Front-end source files
---
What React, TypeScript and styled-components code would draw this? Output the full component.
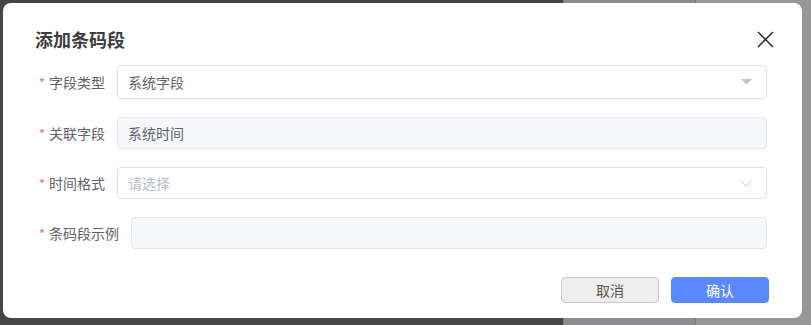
import React from "react";
import styled, { createGlobalStyle } from "styled-components";

const GlobalStyle = createGlobalStyle`
	html, body {
		margin: 0;
		padding: 0;
		background: #464646;
	}
	body {
		font-family: "Noto Sans CJK SC", "Noto Sans", sans-serif;
	}
`;

const Page = styled.div`
	position: relative;
	width: 811px;
	height: 325px;
	overflow: hidden;
	display: grid;
	grid-template-columns: 563px 132px 1fr;
`;

const BackPane = styled.div<{ tone: string }>`
	background: ${(props) => props.tone};
	border-left: ${(props) => (props.tone === "#464646" ? "none" : "1px solid #7a7a7a")};
`;

const Modal = styled.div`
	position: absolute;
	left: 3px;
	top: 3px;
	width: 799px;
	height: 315px;
	background: #ffffff;
	border-radius: 8px;
	box-sizing: border-box;
	display: flex;
	flex-direction: column;
`;

const Header = styled.div`
	display: flex;
	justify-content: space-between;
	align-items: center;
	padding: 24px 28px 0 32px;
	height: 24px;
`;

const Title = styled.h2`
	margin: 0;
	font-size: 18px;
	line-height: 24px;
	font-weight: 700;
	color: #3d3d3f;
`;

const CloseButton = styled.button`
	border: none;
	background: none;
	padding: 0;
	width: 18px;
	height: 18px;
	display: flex;
	align-items: center;
	justify-content: center;
	cursor: pointer;
`;

const Form = styled.div`
	display: flex;
	flex-direction: column;
	gap: 18px;
	padding: 14px 35px 0 36px;
`;

const Row = styled.div`
	display: flex;
	align-items: center;
	gap: 12px;
`;

const Label = styled.label`
	font-size: 14px;
	color: #606266;
	white-space: nowrap;
	display: flex;
	align-items: center;
`;

const Star = styled.span`
	color: #f56c6c;
	margin-right: 4px;
	font-size: 13px;
`;

const Field = styled.div<{ disabled?: boolean; tall?: boolean }>`
	flex: 1;
	height: ${(props) => (props.tall ? "34px" : "32px")};
	box-sizing: border-box;
	border: 1px solid ${(props) => (props.disabled ? "#e4e7ed" : "#dcdfe6")};
	background: ${(props) => (props.disabled ? "#f5f7fa" : "#ffffff")};
	border-radius: 4px;
	display: flex;
	align-items: center;
	justify-content: space-between;
	padding: 0 14px 0 10px;
`;

const FieldText = styled.span<{ placeholder?: boolean }>`
	font-size: 14px;
	color: ${(props) => (props.placeholder ? "#b8bcc4" : "#606266")};
`;

const Footer = styled.div`
	display: flex;
	justify-content: flex-end;
	gap: 12px;
	margin-top: 28px;
	padding-right: 33px;
`;

const Button = styled.button<{ primary?: boolean }>`
	width: 98px;
	height: 26px;
	box-sizing: border-box;
	border-radius: 4px;
	font-family: inherit;
	font-size: 14px;
	border: 1px solid ${(props) => (props.primary ? "#5a89ff" : "#c9cacc")};
	background: ${(props) => (props.primary ? "#5a89ff" : "#efeded")};
	color: ${(props) => (props.primary ? "#ffffff" : "#555555")};
	cursor: pointer;
`;

const Caret = () => (
	<svg width="11" height="6" viewBox="0 0 11 6">
		<path d="M0 0 L11 0 L5.5 5.5 Z" fill="#c0c4cc" />
	</svg>
);

const Chevron = () => (
	<svg width="12" height="7" viewBox="0 0 12 7">
		<path d="M0.5 0.5 L6 6 L11.5 0.5" fill="none" stroke="#c0c4cc" strokeWidth="1" />
	</svg>
);

const rows = [
	{ label: "字段类型", value: "系统字段", icon: "caret", tall: true },
	{ label: "关联字段", value: "系统时间", disabled: true },
	{ label: "时间格式", value: "请选择", placeholder: true, icon: "chevron" },
	{ label: "条码段示例", value: "", disabled: true },
];

export default function App() {
	return (
		<>
			<GlobalStyle />
			<Page>
				<BackPane tone="#464646" />
				<BackPane tone="#8c8c8e" />
				<BackPane tone="#979797" />
				<Modal>
					<Header>
						<Title>添加条码段</Title>
						<CloseButton aria-label="close">
							<svg width="17" height="17" viewBox="0 0 17 17">
								<path d="M1 1 L16 16 M16 1 L1 16" stroke="#1a1a1a" strokeWidth="1.3" />
							</svg>
						</CloseButton>
					</Header>
					<Form>
						{rows.map((r) => (
							<Row key={r.label}>
								<Label>
									<Star>*</Star>
									{r.label}
								</Label>
								<Field disabled={r.disabled} tall={r.tall}>
									<FieldText placeholder={r.placeholder}>{r.value}</FieldText>
									{r.icon === "caret" && <Caret />}
									{r.icon === "chevron" && <Chevron />}
								</Field>
							</Row>
						))}
					</Form>
					<Footer>
						<Button>取消</Button>
						<Button primary>确认</Button>
					</Footer>
				</Modal>
			</Page>
		</>
	);
}
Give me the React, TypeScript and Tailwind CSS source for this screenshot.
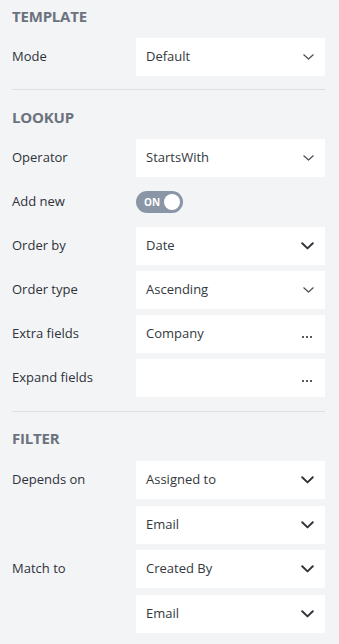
import React from "react";

type ControlKind = "select" | "selectLg" | "dots";

function ChevronSmall() {
    return (
        <svg width="11" height="6" viewBox="0 0 11 6" fill="none">
            <path d="M0.8 0.8 L5.5 5 L10.2 0.8" stroke="#4b4f56" strokeWidth="1.2" strokeLinecap="round" strokeLinejoin="round" />
        </svg>
    );
}

function ChevronLarge() {
    return (
        <svg width="13" height="8" viewBox="0 0 13 8" fill="none">
            <path d="M1.2 1.2 L6.5 6.4 L11.8 1.2" stroke="#2f3238" strokeWidth="1.9" strokeLinecap="round" strokeLinejoin="round" />
        </svg>
    );
}

function Control({ value, kind }: { value: string; kind: ControlKind }) {
    return (
        <div className="h-[38px] w-[189px] bg-white flex items-center justify-between pl-[10px] pr-[11px]">
            <span className="text-[13px] text-[#333840]">{value}</span>
            {kind === "select" && <ChevronSmall />}
            {kind === "selectLg" && <ChevronLarge />}
            {kind === "dots" && (
                <span className="flex gap-[2px] pt-[6px] pr-[2px]">
                    <span className="w-[2px] h-[2px] bg-[#555a61]" />
                    <span className="w-[2px] h-[2px] bg-[#555a61]" />
                    <span className="w-[2px] h-[2px] bg-[#555a61]" />
                </span>
            )}
        </div>
    );
}

function Row({ label, children }: { label: string; children: React.ReactNode }) {
    return (
        <div className="flex">
            <div className="w-[124px] h-[38px] flex items-center text-[13px] text-[#2e323a]">{label}</div>
            <div className="flex flex-col gap-[6.5px]">{children}</div>
        </div>
    );
}

function Heading({ title }: { title: string }) {
    return <h2 className="text-[15px] leading-[20px] font-bold text-[#6b727d] tracking-[-0.2px]">{title}</h2>;
}

export default function App() {
    return (
        <div className="min-h-[644px] w-[339px] bg-[#f3f4f6] pl-3 pr-[14px] pt-[6px]" style={{ fontFamily: '"Open Sans", "Noto Sans", sans-serif' }}>
            {/* Template */}
            <Heading title="TEMPLATE" />
            <div className="mt-[12px]">
                <Row label="Mode">
                    <Control value="Default" kind="select" />
                </Row>
            </div>
            <div className="border-t border-[#dcdfe3] mt-[13px]" />

            {/* Lookup */}
            <div className="pt-[17px]">
                <Heading title="LOOKUP" />
            </div>
            <div className="mt-[12px] flex flex-col gap-[6px]">
                <Row label="Operator">
                    <Control value="StartsWith" kind="select" />
                </Row>
                <Row label="Add new">
                    <div className="h-[38px] flex items-center">
                        <div className="w-[47px] h-[22px] rounded-full bg-[#8a96a6] flex items-center justify-between pl-[8px] pr-[3px]">
                            <span className="text-[10px] font-bold text-white">ON</span>
                            <span className="w-[16px] h-[16px] rounded-full bg-white" />
                        </div>
                    </div>
                </Row>
                <Row label="Order by">
                    <Control value="Date" kind="selectLg" />
                </Row>
                <Row label="Order type">
                    <Control value="Ascending" kind="select" />
                </Row>
                <Row label="Extra fields">
                    <Control value="Company" kind="dots" />
                </Row>
                <Row label="Expand fields">
                    <Control value="" kind="dots" />
                </Row>
            </div>
            <div className="border-t border-[#dcdfe3] mt-[14px]" />

            {/* Filter */}
            <div className="pt-[16px]">
                <Heading title="FILTER" />
            </div>
            <div className="mt-[13px] flex flex-col gap-[6.5px]">
                <Row label="Depends on">
                    <Control value="Assigned to" kind="selectLg" />
                    <Control value="Email" kind="selectLg" />
                </Row>
                <Row label="Match to">
                    <Control value="Created By" kind="selectLg" />
                    <Control value="Email" kind="selectLg" />
                </Row>
            </div>
        </div>
    );
}
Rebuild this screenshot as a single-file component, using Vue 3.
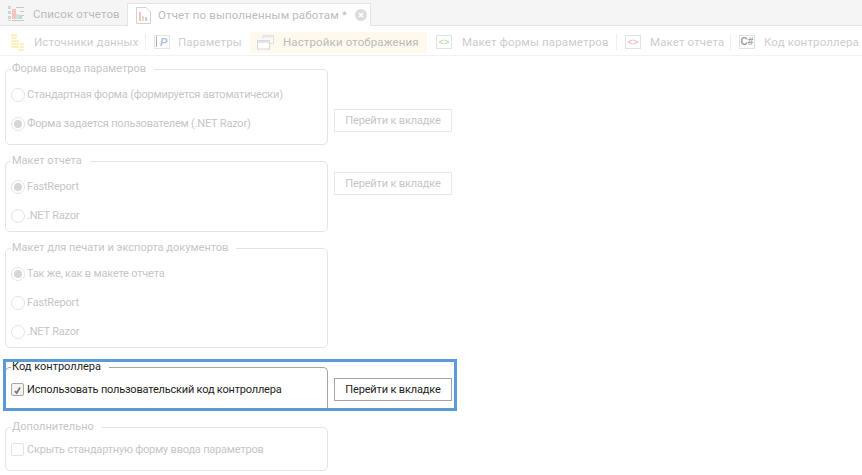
<script setup>
const tools = [
  { label: 'Источники данных', icon: 'src', sep: true },
  { label: 'Параметры', icon: 'par' },
  { label: 'Настройки отображения', icon: 'view', active: true },
  { label: 'Макет формы параметров', icon: 'form', sep: true },
  { label: 'Макет отчета', icon: 'rep', sep: true },
  { label: 'Код контроллера', icon: 'cs' },
]
const groups = [
  { title: 'Форма ввода параметров', size: 'h76', button: 'b40', rows: [
    { label: 'Стандартная форма (формируется автоматически)' },
    { label: 'Форма задается пользователем (.NET Razor)', on: true } ] },
  { title: 'Макет отчета', size: 'h71', button: 'b11', rows: [
    { label: 'FastReport', on: true },
    { label: '.NET Razor' } ] },
  { title: 'Макет для печати и экспорта документов', size: 'h100', rows: [
    { label: 'Так же, как в макете отчета', on: true },
    { label: 'FastReport' },
    { label: '.NET Razor' } ] },
]
</script>

<template>
  <div class="page">
    <div class="tabs">
      <div class="tab first">
        <svg width="17" height="16" viewBox="0 0 17 16" class="ico">
          <path d="M.5.500h2v2h-2zM.5 5.500h2v2h-2zM.5 10.500h2v2h-2zM.5 14.500h2" fill="none" stroke="#c8c8c8"/>
          <rect x="4" y="3" width="4" height="10" fill="#f7c4bd"/><rect x="8" y="8" width="3" height="5" fill="#d3e6cc"/><rect x="11" y="9" width="3" height="4" fill="#bfd3ea"/>
          <path d="M8 1.500h8M12 5.500h4M14 9.500h2M4 14.500h12" stroke="#c8c8c8"/>
        </svg>
        <span>Список отчетов</span>
      </div>
      <div class="tab current">
        <svg width="15" height="17" viewBox="0 0 15 17" class="ico">
          <path d="M.5.500h9.500l4.500 4.500v11.500H.5z" fill="#fff" stroke="#d2d2d2"/>
          <rect x="3" y="5" width="2" height="9" fill="#f7c4bd"/><rect x="6" y="9" width="2" height="5" fill="#d3e6cc"/><rect x="9" y="10" width="2" height="4" fill="#bfd3ea"/>
        </svg>
        <span class="tab-text">Отчет по выполненным работам *</span>
        <span class="close"><svg width="12" height="12" viewBox="0 0 12 12"><path d="M4 4l4 4m0-4l-4 4" stroke="#fff" stroke-width="1.600"/></svg></span>
      </div>
    </div>

    <div class="toolbar">
      <template v-for="t in tools" :key="t.label">
        <div class="tool" :class="[t.icon, { active: t.active }]">
          <svg v-if="t.icon === 'src'" width="13" height="17" viewBox="0 0 13 17">
            <path d="M0 0h6v2H0zM0 3h6v2H0zM0 6h8v2H0zM0 9h8v2H0zM0 12h8v2H0zM9 9h4v2H9zM9 12h4v2H9zM7 15h6v2H7z" fill="#feefbd"/>
          </svg>
          <svg v-else-if="t.icon === 'par'" width="16" height="15" viewBox="0 0 16 15">
            <rect x=".5" y=".5" width="15" height="13" fill="#fff" stroke="#e4e4e4"/><path d="M2.500 1v11" stroke="#b0b0b0"/><text x="6" y="11" class="pi">P</text>
          </svg>
          <svg v-else-if="t.icon === 'view'" width="17" height="15" viewBox="0 0 17 15">
            <path d="M6 3.500V.5h10.500v8H13" fill="none" stroke="#d6e0ee"/><path d="M6 .5h10.500v2H6z" fill="#e0e8f3"/>
            <rect x=".5" y="5.500" width="12" height="8.500" fill="#fff" stroke="#d4d8df"/><path d="M1 6h11v2H1z" fill="#e2e6ec"/>
          </svg>
          <span v-else class="box">{{ t.icon === 'cs' ? 'C#' : '<>' }}</span>
          <span class="tool-label">{{ t.label }}</span>
        </div>
        <i v-if="t.sep" class="sep"></i>
      </template>
    </div>

    <div class="content">
      <div v-for="g in groups" :key="g.title" class="row">
        <div class="group" :class="g.size">
          <div class="legend">{{ g.title }}</div>
          <label v-for="r in g.rows" :key="r.label" class="opt">
            <span class="radio" :class="{ on: r.on }"></span>{{ r.label }}
          </label>
        </div>
        <button v-if="g.button" class="go" :class="g.button">Перейти к вкладке</button>
      </div>

      <div class="row hot">
        <div class="group tight">
          <div class="legend">Код контроллера</div>
          <label class="opt">
            <span class="check"><svg width="13" height="13" viewBox="0 0 13 13"><path d="M3.500 7l2 2.500 4-6.500" fill="none" stroke="#777" stroke-width="2"/></svg></span>Использовать пользовательский код контроллера
          </label>
        </div>
        <button class="go b11">Перейти к вкладке</button>
        <div class="frame"></div>
      </div>

      <div class="row">
        <div class="group tight last">
          <div class="legend">Дополнительно</div>
          <label class="opt"><span class="check"></span>Скрыть стандартную форму ввода параметров</label>
        </div>
      </div>
    </div>
  </div>
</template>

<style scoped>
.page { width: 862px; height: 475px; overflow: hidden; background: #fff; color: #c6c6c6; font: 11px Roboto, "Liberation Sans", sans-serif; }
.tabs { height: 26px; box-sizing: border-box; background: #f5f5f5; border-bottom: 1px solid #e4e4e4; display: flex; align-items: flex-start; padding: 3px 0 0 8px; }
.tab { display: flex; align-items: center; height: 22px; color: #bcbcbc; white-space: nowrap; font-size: 11.5px; letter-spacing: .12px; }
.first { width: 119px; }
.first span { margin-left: 8px; }
.current { box-sizing: border-box; height: 23px; width: 244px; padding-left: 8px; background: #fff; border: 1px solid #e4e4e4; border-bottom: 0; }
.tab-text { margin-left: 7px; width: 197px; }
.close { width: 12px; height: 12px; border-radius: 50%; background: #dcdcdc; display: flex; }
.ico { flex: none; }
.toolbar { height: 30px; box-sizing: border-box; display: flex; align-items: center; padding: 3px 0 0 11px; border-bottom: 1px solid #f2f2f2; white-space: nowrap; font-size: 11.5px; letter-spacing: .13px; }
.tool { display: flex; align-items: center; height: 21px; flex: none; }
.tool-label { margin-left: 10px; color: #cdcdcd; }
.src .tool-label { width: 104px; }
.par .tool-label { margin-left: 8px; width: 63px; }
.active { background: #fef9ec; padding: 0 7px; margin: 0 9px; }
.active .tool-label { color: #bcbcbc; margin-left: 9px; width: 137px; }
.form .tool-label { width: 147px; }
.rep .tool-label { margin-left: 9px; width: 73px; }
.cs .tool-label { margin-left: 9px; }
.sep { flex: none; width: 1px; height: 16px; background: #eee; margin: 0 8px 0 7px; }
.box { box-sizing: border-box; width: 16px; height: 14px; border: 1px solid #e2e2e2; font: bold 9px/12px "Liberation Sans", sans-serif; letter-spacing: 0; text-align: center; }
.form .box { color: #bfe0b6; }
.rep .box { color: #f0bebe; }
.cs .box { color: #a0a0a0; font-size: 10px; }
.pi { font: italic bold 11px "Liberation Sans", sans-serif; fill: #aec2df; }
.content { padding: 13px 0 0 5px; }
.row { display: flex; position: relative; margin-bottom: 16px; }
.group { position: relative; box-sizing: border-box; width: 323px; border: 1px solid #e4e4e4; border-radius: 5px; padding: 10px 0 0 5px; }
.h76 { height: 76px; }
.h71 { height: 71px; }
.h100 { height: 100px; margin-bottom: 3px; }
.tight { padding-top: 7px; }
.legend { position: absolute; left: 5px; top: -9px; background: #fff; padding: 0 8px 0 1px; line-height: 16px; }
.opt { display: flex; align-items: center; height: 29px; white-space: nowrap; letter-spacing: -.2px; }
.radio { box-sizing: border-box; flex: none; width: 14px; height: 14px; margin-right: 2px; border: 1px solid #e4e4e4; border-radius: 50%; display: flex; align-items: center; justify-content: center; }
.radio.on::after { content: ""; width: 8px; height: 8px; border-radius: 50%; background: #d6d6d6; }
.check { box-sizing: border-box; flex: none; width: 13px; height: 13px; margin-right: 3px; border: 1px solid #e4e4e4; border-radius: 2px; display: flex; }
.go { box-sizing: border-box; width: 118px; height: 23px; margin-left: 6px; padding: 0; background: #fff; border: 1px solid #e8e8e8; color: #c6c6c6; font: inherit; letter-spacing: -.15px; }
.b40 { margin-top: 40px; }
.b11 { margin-top: 11px; }
.hot { color: #1e1e1e; height: 44px; }
.hot .group { height: 43px; border-color: #a6a6a6; border-bottom: 0; border-bottom-left-radius: 0; border-bottom-right-radius: 0; }
.hot .check { border-color: #a8a8a8; background: #f4f4f4; }
.hot .go { border-color: #a6a6a6; color: #1e1e1e; }
.frame { position: absolute; left: -2px; top: -8px; width: 454px; height: 52px; box-sizing: border-box; border: 3px solid #5b9bd5; pointer-events: none; }
.last { height: 44px; }
</style>
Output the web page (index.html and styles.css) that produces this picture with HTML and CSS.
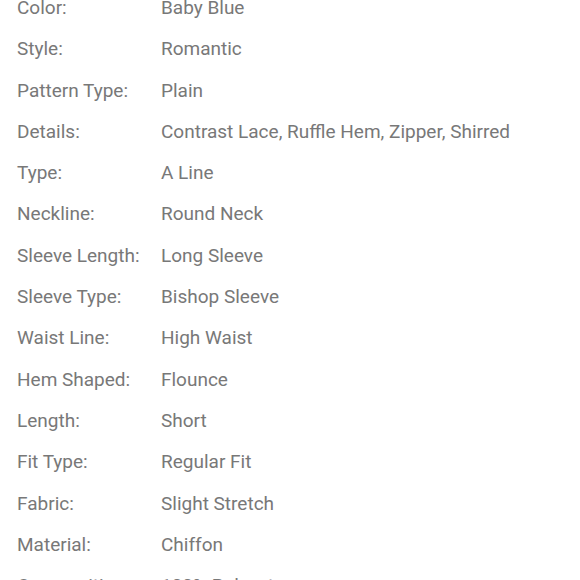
---
● Description of the task
Show every line of the records above that contains the word "screenshot".

● Reply to the exercise
Give me the React, TypeScript and Tailwind CSS source for this screenshot.
Rebuild this screenshot as a single-file component, using Vue 3.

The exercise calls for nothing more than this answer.